According to the latest European Central Bank (ECB) figures available, an average €1.5 billion left bank accounts over the first four months of this year and Greek bank deposits fell by 15 percent since December last year.

The trend is thought to be accelerating amid uncertainties over a political agreement and concerns about a possible default.

"We are very vigilant," an EU source said, who declined to comment on capital control plans.

This step was taken in Cyprus in 2011 when the country's two main banks failed.

Withdrawal at ATM machines and bank counters were limited, as well as the amount of money that could be taken out of the country.

However capital controls cannot be imposed without the Greek government's consent and a parliamentary vote.

In the meantime, talks to find an agreement on Greek reforms to unblock a €7.2 billion loan were still blocked on Tuesday.


IMF playing a 'criminal' role

While a commission spokesman repeated that Greece's lenders were ready to start talking again if there was a new proposal, Greek prime minister Alexis Tsipras said once again he's "ready to fight".

In an inflammatory speech at the Greek parliament, Tsipras accused the International monetary fund (IMF) of playing a "criminal" role and the ECB of adopting "a policy of fiscal suffocation".

Tsipras urged Europeans "to stop the pressure and end the blackmail" on his country.

The current policy towards Greece is "not being conducted in a democratic framework, it is not a logical strategy," he said.

"It is not a strategy Europeans should be proud of."

Beyond the aggressive rhetoric, Tsipras also seemed to appeal for a discussion on Greek debt.

"I would like the creditors to speak clearly," he said. "Do they want a solution?".

"If they want a solution, they have to close the door on these failed policies we had for the last four years," he noted, hinting at a political discussion over long-term financing of the country.

Greeks blame creditors

His strong stance comes as a GPO poll pulished Monday found that over half (56.3%) of Greeks believe that the deadlock is creditors' fault while 37.4 percent blamed the Athens government.

EU commission president Jean-Claude Juncker reacted angrily to Tsipras' latest speech.

"I was not in favour of an increase if the VAT on medecines and electricity, and the Greek prime minister knows that," he said at a press conference in Brussels.

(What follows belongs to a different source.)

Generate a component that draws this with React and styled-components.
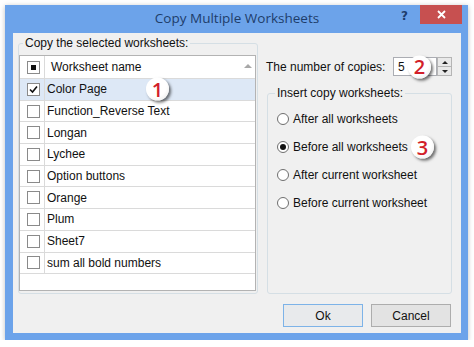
import React from "react";
import styled, { createGlobalStyle } from "styled-components";

const GlobalStyle = createGlobalStyle`
    html, body {
        margin: 0;
        padding: 0;
        background: #ffffff;
    }
    body {
        font-family: "Liberation Sans", Arial, sans-serif;
        font-size: 12px;
        color: #111;
    }
`;

const Page = styled.div`
    padding: 5px 0 0 5px;
`;

const Window = styled.div`
    width: 463px;
    height: 335px;
    box-sizing: border-box;
    background: #6ca3ea;
    padding: 0 7px 7px 8px;
    display: flex;
    flex-direction: column;
    box-shadow: 0 1px 5px rgba(0, 0, 0, 0.25);
`;

const TitleBar = styled.div`
    height: 28px;
    display: grid;
    grid-template-columns: 1fr auto 1fr;
    align-items: start;
`;

const Title = styled.div`
    grid-column: 2;
    font-family: "Open Sans", "Liberation Sans", sans-serif;
    font-size: 13.5px;
    line-height: 26px;
    color: #1e3d6b;
`;

const TitleControls = styled.div`
    grid-column: 3;
    justify-self: end;
    display: flex;
    align-items: flex-start;
    margin-right: -1px;
`;

const Help = styled.span`
    font-family: "DejaVu Sans", sans-serif;
    font-weight: bold;
    font-size: 12px;
    color: #1e3d6b;
    margin-top: 4px;
    margin-right: 12px;
`;

const Close = styled.div`
    width: 42px;
    height: 19px;
    background: #c75050;
    display: flex;
    align-items: center;
    justify-content: center;
`;

const Client = styled.div`
    flex: 1;
    background: #f0f0f0;
    display: grid;
    grid-template-columns: 240px 185px;
    grid-template-rows: 1fr auto;
    column-gap: 9px;
    row-gap: 10px;
    padding: 3px 9px 6px 5px;
`;

const GroupBox = styled.fieldset`
    margin: 0;
    min-width: 0;
    border: 1px solid #d5dfe5;
    border-radius: 3px;
    display: flex;
    flex-direction: column;
    padding: ${(p) => p.$pad};
    ${(p) => p.$grow && "flex: 1;"}
    ${(p) => p.$top && `margin-top: ${p.$top}px;`}
`;

const Legend = styled.legend`
    padding: 0 2px;
    margin-left: ${(p) => p.$offset}px;
    line-height: 14px;
    font-size: 12px;
`;

const List = styled.div`
    flex: 1;
    background: #ffffff;
    border: 1px solid #b3b3b3;
    display: flex;
    flex-direction: column;
`;

const ListRow = styled.div`
    position: relative;
    display: grid;
    grid-template-columns: 25px 1fr;
    height: ${(p) => (p.$header ? 22 : 20.7)}px;
    border-bottom: 1px solid #dadada;
    background: ${(p) => (p.$selected ? "#dde8f6" : "transparent")};
`;

const CheckCell = styled.div`
    border-right: 1px solid #dadada;
    display: flex;
    align-items: center;
    justify-content: center;
    padding-left: 2px;
`;

const NameCell = styled.div`
    display: flex;
    align-items: center;
    padding-left: ${(p) => (p.$header ? 6 : 2)}px;
    padding-right: 3px;
    white-space: nowrap;
`;

const SortArrow = styled.span`
    margin-left: auto;
    width: 0;
    height: 0;
    border-left: 4px solid transparent;
    border-right: 4px solid transparent;
    border-bottom: 4px solid #a8a8a8;
    margin-top: -2px;
`;

const Box = styled.span`
    width: 13px;
    height: 13px;
    box-sizing: border-box;
    border: 1px solid #8a8a8a;
    background: #fff;
    display: flex;
    align-items: center;
    justify-content: center;
`;

const Dot = styled.span`
    width: 5px;
    height: 5px;
    background: #111;
`;

const RightColumn = styled.div`
    display: flex;
    flex-direction: column;
`;

const CopiesRow = styled.div`
    margin-top: 21px;
    height: 19px;
    display: flex;
    align-items: center;
`;

const CopiesLabel = styled.span`
    flex: 1;
    margin-left: -1px;
`;

const SpinInput = styled.div`
    position: relative;
    width: 44px;
    height: 19px;
    box-sizing: border-box;
    border: 1px solid #abadb3;
    background: #fff;
    padding-left: 4px;
    display: flex;
    align-items: center;
`;

const Spinner = styled.div`
    width: 15px;
    height: 19px;
    display: flex;
    flex-direction: column;
`;

const SpinButton = styled.div`
    flex: 1;
    border: 1px solid #b5b5b5;
    background: #e9e9e9;
    display: flex;
    align-items: center;
    justify-content: center;
    & + & {
        border-top: none;
    }
`;

const Arrow = styled.span`
    width: 0;
    height: 0;
    border-left: 3px solid transparent;
    border-right: 3px solid transparent;
    ${(p) => (p.$up ? "border-bottom: 3px solid #222;" : "border-top: 3px solid #222;")}
`;

const RadioRow = styled.label`
    position: relative;
    height: 28px;
    display: flex;
    align-items: center;
    gap: 4px;
    white-space: nowrap;
`;

const RadioCircle = styled.span`
    width: 12px;
    height: 12px;
    box-sizing: border-box;
    border-radius: 50%;
    border: 1px solid #6e6e6e;
    background: #fff;
    display: flex;
    align-items: center;
    justify-content: center;
    &::after {
        content: "";
        width: 6px;
        height: 6px;
        border-radius: 50%;
        background: ${(p) => (p.$checked ? "#111" : "transparent")};
    }
`;

const ButtonBar = styled.div`
    grid-column: 1 / -1;
    display: flex;
    justify-content: flex-end;
    gap: 8px;
    margin-right: 1px;
`;

const Button = styled.div`
    width: 80px;
    height: 23px;
    box-sizing: border-box;
    border: 1px solid ${(p) => (p.$default ? "#7db3e8" : "#adadad")};
    background: ${(p) => (p.$default ? "#e8eaec" : "#e3e3e3")};
    display: flex;
    align-items: center;
    justify-content: center;
`;

const Badge = styled.span`
    position: absolute;
    left: ${(p) => p.$left}px;
    top: 50%;
    transform: translateY(-50%);
    width: 23px;
    height: 23px;
    border-radius: 50%;
    background: radial-gradient(circle at 40% 35%, #ffffff 55%, #e4e4e4 100%);
    box-shadow: 2px 2px 3px rgba(0, 0, 0, 0.55);
    display: flex;
    align-items: center;
    justify-content: center;
    font-family: "Open Sans", "Liberation Sans", sans-serif;
    font-weight: 600;
    font-size: 20px;
    line-height: 1;
    color: #d21f2a;
    z-index: 1;
`;

const sheets = [
    "Color Page",
    "Function_Reverse Text",
    "Longan",
    "Lychee",
    "Option buttons",
    "Orange",
    "Plum",
    "Sheet7",
    "sum all bold numbers",
];

const positions = [
    "After all worksheets",
    "Before all worksheets",
    "After current worksheet",
    "Before current worksheet",
];

function CheckBox({ checked, mixed }) {
    return (
        <Box>
            {mixed && <Dot />}
            {checked && (
                <svg width="9" height="9" viewBox="0 0 9 9">
                    <path d="M1 4.5 L3.5 7 L8 1.5" fill="none" stroke="#111" strokeWidth="1.6" />
                </svg>
            )}
        </Box>
    );
}

export default function App() {
    return (
        <Page>
            <GlobalStyle />
            <Window>
                <TitleBar>
                    <Title>Copy Multiple Worksheets</Title>
                    <TitleControls>
                        <Help>?</Help>
                        <Close>
                            <svg width="9" height="9" viewBox="0 0 9 9">
                                <path d="M1 1 L8 8 M8 1 L1 8" stroke="#fff" strokeWidth="1.8" />
                            </svg>
                        </Close>
                    </TitleControls>
                </TitleBar>
                <Client>
                    <GroupBox $pad="5px 1px 2px 0">
                        <Legend $offset={4}>Copy the selected worksheets:</Legend>
                        <List>
                            <ListRow $header>
                                <CheckCell>
                                    <CheckBox mixed />
                                </CheckCell>
                                <NameCell $header>
                                    Worksheet name
                                    <SortArrow />
                                </NameCell>
                            </ListRow>
                            {sheets.map((name, i) => (
                                <ListRow key={name} $selected={i === 0}>
                                    <CheckCell>
                                        <CheckBox checked={i === 0} />
                                    </CheckCell>
                                    <NameCell>{name}</NameCell>
                                    {i === 0 && <Badge $left={126}>1</Badge>}
                                </ListRow>
                            ))}
                        </List>
                    </GroupBox>
                    <RightColumn>
                        <CopiesRow>
                            <CopiesLabel>The number of copies:</CopiesLabel>
                            <SpinInput>
                                5
                                <Badge $left={14}>2</Badge>
                            </SpinInput>
                            <Spinner>
                                <SpinButton>
                                    <Arrow $up />
                                </SpinButton>
                                <SpinButton>
                                    <Arrow />
                                </SpinButton>
                            </Spinner>
                        </CopiesRow>
                        <GroupBox $pad="5px 0 0 9px" $grow $top={10}>
                            <Legend $offset={-2}>Insert copy worksheets:</Legend>
                            {positions.map((label, i) => (
                                <RadioRow key={label}>
                                    <RadioCircle $checked={i === 1} />
                                    {label}
                                    {i === 1 && <Badge $left={134}>3</Badge>}
                                </RadioRow>
                            ))}
                        </GroupBox>
                    </RightColumn>
                    <ButtonBar>
                        <Button $default>Ok</Button>
                        <Button>Cancel</Button>
                    </ButtonBar>
                </Client>
            </Window>
        </Page>
    );
}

"The debate in Greece and outside Greece would be easier if the Greek government would tell exactly what the commission is really proposing," he said.

"I am blaming the Greeks for telling things to the Greek public which are not consistent with what I've told the Greek prime minister."

In Berlin, German chancellor Angela Merkel said she would “do everything possible to keep Greece in the eurozone” but avoided appearing to be the main player.

"I’m concentrating all of my energy on helping the three institutions find a solution," she said.